Code that builds pages:

####################

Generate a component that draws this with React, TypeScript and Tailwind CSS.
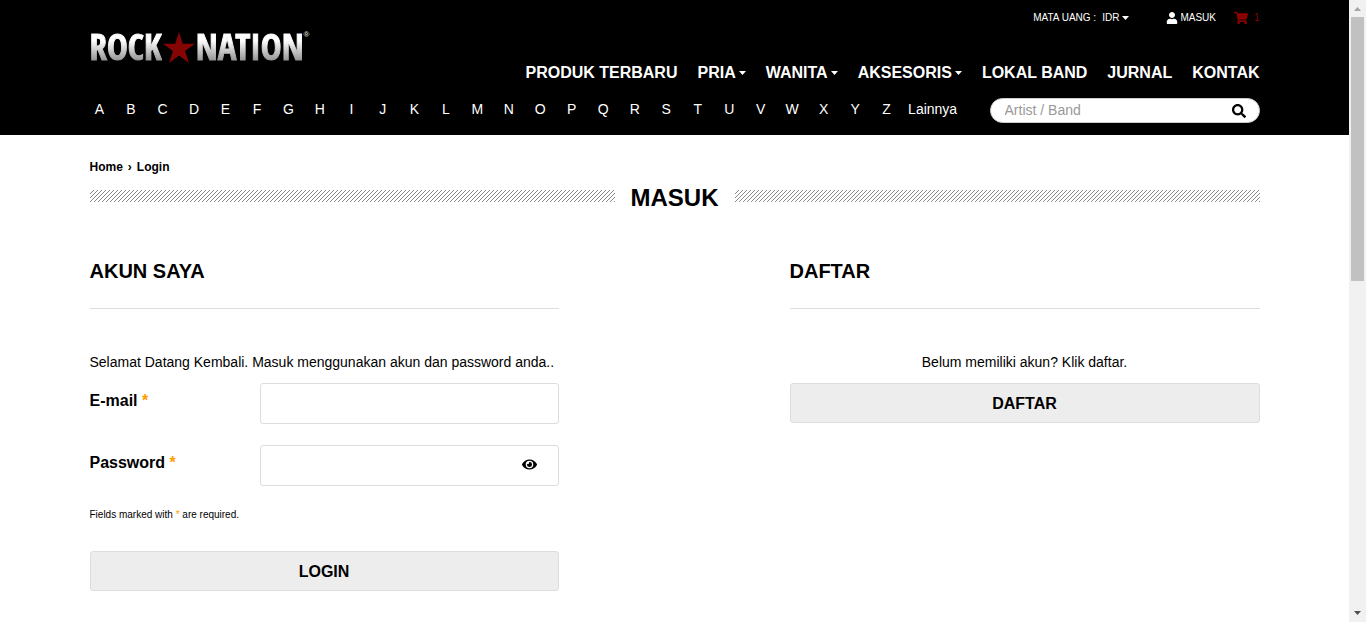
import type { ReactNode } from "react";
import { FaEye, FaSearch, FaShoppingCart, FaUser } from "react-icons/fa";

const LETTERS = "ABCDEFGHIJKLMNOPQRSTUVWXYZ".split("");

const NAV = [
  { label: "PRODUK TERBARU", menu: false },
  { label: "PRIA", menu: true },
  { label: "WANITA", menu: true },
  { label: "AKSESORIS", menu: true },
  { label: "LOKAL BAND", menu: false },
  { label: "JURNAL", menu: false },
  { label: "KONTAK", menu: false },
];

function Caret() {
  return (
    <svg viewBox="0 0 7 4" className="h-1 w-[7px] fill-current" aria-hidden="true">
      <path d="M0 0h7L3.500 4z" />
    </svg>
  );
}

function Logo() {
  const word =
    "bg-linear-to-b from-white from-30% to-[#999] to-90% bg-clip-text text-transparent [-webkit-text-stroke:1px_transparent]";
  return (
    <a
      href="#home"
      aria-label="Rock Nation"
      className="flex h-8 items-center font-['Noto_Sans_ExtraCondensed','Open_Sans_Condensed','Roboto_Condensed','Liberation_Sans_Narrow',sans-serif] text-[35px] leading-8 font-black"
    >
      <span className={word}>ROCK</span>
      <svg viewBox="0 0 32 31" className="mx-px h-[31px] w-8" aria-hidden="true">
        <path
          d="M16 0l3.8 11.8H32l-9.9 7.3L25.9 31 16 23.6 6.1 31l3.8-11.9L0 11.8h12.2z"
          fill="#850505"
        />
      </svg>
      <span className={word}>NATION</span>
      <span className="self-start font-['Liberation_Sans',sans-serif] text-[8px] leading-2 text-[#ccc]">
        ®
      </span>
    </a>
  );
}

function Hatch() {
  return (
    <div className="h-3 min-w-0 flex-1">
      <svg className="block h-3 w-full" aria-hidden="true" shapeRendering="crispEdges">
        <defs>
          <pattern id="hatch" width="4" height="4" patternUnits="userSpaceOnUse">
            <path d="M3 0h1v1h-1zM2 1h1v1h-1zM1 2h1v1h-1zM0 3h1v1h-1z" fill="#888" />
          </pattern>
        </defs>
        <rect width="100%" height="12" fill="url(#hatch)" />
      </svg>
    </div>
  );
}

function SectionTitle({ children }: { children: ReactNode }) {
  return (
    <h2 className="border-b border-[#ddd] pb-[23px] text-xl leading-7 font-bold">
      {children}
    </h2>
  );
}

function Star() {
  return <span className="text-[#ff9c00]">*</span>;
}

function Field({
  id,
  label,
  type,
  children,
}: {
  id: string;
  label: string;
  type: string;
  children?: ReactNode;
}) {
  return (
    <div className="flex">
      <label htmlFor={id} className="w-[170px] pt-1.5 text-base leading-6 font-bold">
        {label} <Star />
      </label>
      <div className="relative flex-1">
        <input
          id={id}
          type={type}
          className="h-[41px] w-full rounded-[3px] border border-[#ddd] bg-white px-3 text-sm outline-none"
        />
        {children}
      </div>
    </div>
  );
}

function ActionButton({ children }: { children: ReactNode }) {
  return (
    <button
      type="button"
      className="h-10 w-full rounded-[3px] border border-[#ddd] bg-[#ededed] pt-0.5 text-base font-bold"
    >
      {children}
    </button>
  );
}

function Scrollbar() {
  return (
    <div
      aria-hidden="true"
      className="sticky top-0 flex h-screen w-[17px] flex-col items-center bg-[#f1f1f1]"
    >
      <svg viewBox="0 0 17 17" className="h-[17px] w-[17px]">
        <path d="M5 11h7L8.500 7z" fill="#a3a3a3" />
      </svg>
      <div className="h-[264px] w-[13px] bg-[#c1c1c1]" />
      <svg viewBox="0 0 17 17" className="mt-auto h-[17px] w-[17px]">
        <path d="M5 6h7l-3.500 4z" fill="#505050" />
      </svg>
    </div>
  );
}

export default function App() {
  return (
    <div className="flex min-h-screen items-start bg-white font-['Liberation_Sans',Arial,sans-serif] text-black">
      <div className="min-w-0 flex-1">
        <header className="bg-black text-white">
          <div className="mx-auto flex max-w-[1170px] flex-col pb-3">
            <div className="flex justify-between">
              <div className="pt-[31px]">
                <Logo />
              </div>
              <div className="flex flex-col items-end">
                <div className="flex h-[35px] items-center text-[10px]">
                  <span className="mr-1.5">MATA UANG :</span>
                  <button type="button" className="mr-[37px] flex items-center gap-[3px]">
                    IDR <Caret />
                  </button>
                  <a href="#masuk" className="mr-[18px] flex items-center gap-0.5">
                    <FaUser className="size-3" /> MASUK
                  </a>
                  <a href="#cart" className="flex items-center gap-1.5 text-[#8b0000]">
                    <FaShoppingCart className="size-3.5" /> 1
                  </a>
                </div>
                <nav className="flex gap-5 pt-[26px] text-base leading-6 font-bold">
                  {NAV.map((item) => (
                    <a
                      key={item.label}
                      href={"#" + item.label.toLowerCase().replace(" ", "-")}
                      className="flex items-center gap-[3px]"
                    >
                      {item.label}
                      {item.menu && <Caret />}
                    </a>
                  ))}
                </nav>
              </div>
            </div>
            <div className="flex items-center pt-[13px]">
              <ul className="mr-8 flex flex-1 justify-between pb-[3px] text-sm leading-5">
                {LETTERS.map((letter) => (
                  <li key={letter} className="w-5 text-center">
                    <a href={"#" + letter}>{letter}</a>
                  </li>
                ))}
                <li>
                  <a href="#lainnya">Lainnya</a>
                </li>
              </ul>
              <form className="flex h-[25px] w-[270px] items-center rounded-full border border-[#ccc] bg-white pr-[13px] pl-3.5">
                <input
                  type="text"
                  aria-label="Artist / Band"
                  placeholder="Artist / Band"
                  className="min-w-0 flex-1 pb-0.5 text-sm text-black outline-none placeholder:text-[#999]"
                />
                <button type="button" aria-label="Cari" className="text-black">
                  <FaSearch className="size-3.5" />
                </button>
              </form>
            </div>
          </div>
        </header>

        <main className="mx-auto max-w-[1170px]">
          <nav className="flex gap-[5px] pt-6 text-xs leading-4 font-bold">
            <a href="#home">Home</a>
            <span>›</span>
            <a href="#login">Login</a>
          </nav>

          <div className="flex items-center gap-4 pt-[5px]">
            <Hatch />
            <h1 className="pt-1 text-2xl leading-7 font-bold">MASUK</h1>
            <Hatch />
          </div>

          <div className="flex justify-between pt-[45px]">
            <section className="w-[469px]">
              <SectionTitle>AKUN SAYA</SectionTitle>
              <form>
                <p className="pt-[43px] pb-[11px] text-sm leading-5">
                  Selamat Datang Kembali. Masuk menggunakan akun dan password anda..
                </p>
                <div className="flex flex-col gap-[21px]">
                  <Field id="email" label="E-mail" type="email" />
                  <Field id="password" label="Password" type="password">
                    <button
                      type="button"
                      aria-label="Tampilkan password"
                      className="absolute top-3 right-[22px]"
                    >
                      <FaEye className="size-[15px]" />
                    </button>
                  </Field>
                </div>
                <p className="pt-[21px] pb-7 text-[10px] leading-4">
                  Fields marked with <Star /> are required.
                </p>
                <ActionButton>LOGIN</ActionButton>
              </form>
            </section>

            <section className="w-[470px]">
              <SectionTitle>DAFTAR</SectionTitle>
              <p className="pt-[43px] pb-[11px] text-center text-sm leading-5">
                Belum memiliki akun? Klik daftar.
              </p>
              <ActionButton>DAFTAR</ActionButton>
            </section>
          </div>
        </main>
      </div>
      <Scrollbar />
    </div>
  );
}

####################

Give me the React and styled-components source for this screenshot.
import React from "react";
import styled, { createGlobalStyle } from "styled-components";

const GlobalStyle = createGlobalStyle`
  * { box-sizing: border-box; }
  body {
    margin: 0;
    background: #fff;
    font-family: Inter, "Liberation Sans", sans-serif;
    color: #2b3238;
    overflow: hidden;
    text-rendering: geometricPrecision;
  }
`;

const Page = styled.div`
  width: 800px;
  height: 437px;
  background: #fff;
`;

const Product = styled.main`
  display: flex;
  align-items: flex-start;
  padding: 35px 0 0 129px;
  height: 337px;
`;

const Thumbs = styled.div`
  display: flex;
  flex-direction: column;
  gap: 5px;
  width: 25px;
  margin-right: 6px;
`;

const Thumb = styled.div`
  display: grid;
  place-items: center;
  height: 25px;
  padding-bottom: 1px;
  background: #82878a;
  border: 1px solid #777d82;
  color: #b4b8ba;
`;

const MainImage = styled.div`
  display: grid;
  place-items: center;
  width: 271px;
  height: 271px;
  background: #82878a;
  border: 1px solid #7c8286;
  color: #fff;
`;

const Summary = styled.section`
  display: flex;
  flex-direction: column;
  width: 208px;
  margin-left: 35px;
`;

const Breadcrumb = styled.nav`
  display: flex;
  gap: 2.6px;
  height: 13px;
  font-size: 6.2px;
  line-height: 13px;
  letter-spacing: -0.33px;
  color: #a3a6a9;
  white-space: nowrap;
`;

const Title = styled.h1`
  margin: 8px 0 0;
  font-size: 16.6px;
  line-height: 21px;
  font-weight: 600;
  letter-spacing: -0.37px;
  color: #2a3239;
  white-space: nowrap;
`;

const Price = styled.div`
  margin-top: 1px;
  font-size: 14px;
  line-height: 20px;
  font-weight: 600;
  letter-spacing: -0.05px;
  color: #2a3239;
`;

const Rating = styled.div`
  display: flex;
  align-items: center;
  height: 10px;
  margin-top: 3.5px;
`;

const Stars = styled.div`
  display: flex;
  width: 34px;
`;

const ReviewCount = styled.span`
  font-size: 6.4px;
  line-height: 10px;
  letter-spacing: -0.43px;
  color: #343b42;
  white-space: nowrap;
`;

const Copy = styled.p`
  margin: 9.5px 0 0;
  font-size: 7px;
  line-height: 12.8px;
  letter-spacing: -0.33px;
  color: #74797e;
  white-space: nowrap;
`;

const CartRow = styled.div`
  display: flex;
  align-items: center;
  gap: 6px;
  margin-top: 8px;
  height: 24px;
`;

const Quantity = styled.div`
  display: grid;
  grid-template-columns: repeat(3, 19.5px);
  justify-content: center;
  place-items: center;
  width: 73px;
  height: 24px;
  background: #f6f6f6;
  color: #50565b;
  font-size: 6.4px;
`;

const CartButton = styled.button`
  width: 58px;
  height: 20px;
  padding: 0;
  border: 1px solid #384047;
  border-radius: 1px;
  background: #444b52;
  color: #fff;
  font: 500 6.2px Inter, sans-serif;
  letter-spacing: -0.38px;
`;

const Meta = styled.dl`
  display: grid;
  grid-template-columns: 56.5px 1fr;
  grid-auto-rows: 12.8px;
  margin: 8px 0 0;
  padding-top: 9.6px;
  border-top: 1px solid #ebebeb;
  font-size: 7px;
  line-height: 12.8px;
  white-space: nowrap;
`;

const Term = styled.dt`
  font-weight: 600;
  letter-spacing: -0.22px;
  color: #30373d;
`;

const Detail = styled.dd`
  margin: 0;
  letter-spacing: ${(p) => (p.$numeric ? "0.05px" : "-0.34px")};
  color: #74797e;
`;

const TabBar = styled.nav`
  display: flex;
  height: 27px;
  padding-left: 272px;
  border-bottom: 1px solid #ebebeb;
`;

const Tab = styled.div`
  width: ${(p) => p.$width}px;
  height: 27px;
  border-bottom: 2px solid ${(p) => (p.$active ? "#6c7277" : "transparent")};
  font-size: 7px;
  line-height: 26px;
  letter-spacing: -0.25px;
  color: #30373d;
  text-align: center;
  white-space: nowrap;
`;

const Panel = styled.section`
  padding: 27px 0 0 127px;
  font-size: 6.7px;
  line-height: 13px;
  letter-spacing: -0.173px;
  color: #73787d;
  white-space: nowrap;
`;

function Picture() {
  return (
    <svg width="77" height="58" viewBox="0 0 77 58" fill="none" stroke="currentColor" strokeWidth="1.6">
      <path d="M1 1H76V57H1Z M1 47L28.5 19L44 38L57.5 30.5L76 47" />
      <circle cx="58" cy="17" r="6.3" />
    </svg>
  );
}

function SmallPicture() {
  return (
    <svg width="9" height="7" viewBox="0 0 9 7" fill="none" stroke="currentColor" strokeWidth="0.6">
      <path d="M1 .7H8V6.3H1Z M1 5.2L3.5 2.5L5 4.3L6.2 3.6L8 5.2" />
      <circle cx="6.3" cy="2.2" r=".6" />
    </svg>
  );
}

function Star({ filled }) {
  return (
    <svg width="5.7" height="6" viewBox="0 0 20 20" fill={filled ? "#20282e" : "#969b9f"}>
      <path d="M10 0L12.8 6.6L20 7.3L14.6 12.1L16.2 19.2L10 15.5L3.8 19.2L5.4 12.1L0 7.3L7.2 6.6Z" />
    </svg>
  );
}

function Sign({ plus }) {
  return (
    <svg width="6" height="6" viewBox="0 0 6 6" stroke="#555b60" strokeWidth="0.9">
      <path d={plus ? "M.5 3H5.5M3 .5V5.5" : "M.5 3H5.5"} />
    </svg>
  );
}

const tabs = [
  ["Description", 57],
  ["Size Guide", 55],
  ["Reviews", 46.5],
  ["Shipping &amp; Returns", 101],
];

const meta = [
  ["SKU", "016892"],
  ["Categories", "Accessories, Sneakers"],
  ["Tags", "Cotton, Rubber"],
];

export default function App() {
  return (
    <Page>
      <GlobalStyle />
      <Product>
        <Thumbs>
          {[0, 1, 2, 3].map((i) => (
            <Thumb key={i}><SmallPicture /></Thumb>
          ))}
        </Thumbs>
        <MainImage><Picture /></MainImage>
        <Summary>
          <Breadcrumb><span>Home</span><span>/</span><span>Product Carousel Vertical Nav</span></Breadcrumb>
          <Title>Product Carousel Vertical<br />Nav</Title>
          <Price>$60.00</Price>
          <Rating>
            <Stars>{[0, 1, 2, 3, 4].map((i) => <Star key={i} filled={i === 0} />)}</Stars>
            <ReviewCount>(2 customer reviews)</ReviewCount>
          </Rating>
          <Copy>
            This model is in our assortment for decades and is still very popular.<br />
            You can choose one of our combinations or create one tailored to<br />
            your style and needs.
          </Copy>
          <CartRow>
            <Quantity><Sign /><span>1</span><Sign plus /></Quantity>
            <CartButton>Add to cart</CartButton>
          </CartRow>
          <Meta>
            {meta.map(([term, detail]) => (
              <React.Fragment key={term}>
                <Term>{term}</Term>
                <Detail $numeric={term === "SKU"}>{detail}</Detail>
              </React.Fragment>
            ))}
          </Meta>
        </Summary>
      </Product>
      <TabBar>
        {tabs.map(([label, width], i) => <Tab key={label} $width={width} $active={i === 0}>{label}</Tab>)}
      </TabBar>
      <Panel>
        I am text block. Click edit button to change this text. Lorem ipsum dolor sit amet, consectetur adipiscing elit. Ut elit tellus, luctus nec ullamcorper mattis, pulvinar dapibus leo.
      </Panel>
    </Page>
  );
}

####################

Exercise requirements: Go through the listing above line by line and say how many lines hold the word "components". Reply with that number only.

Written answer: 2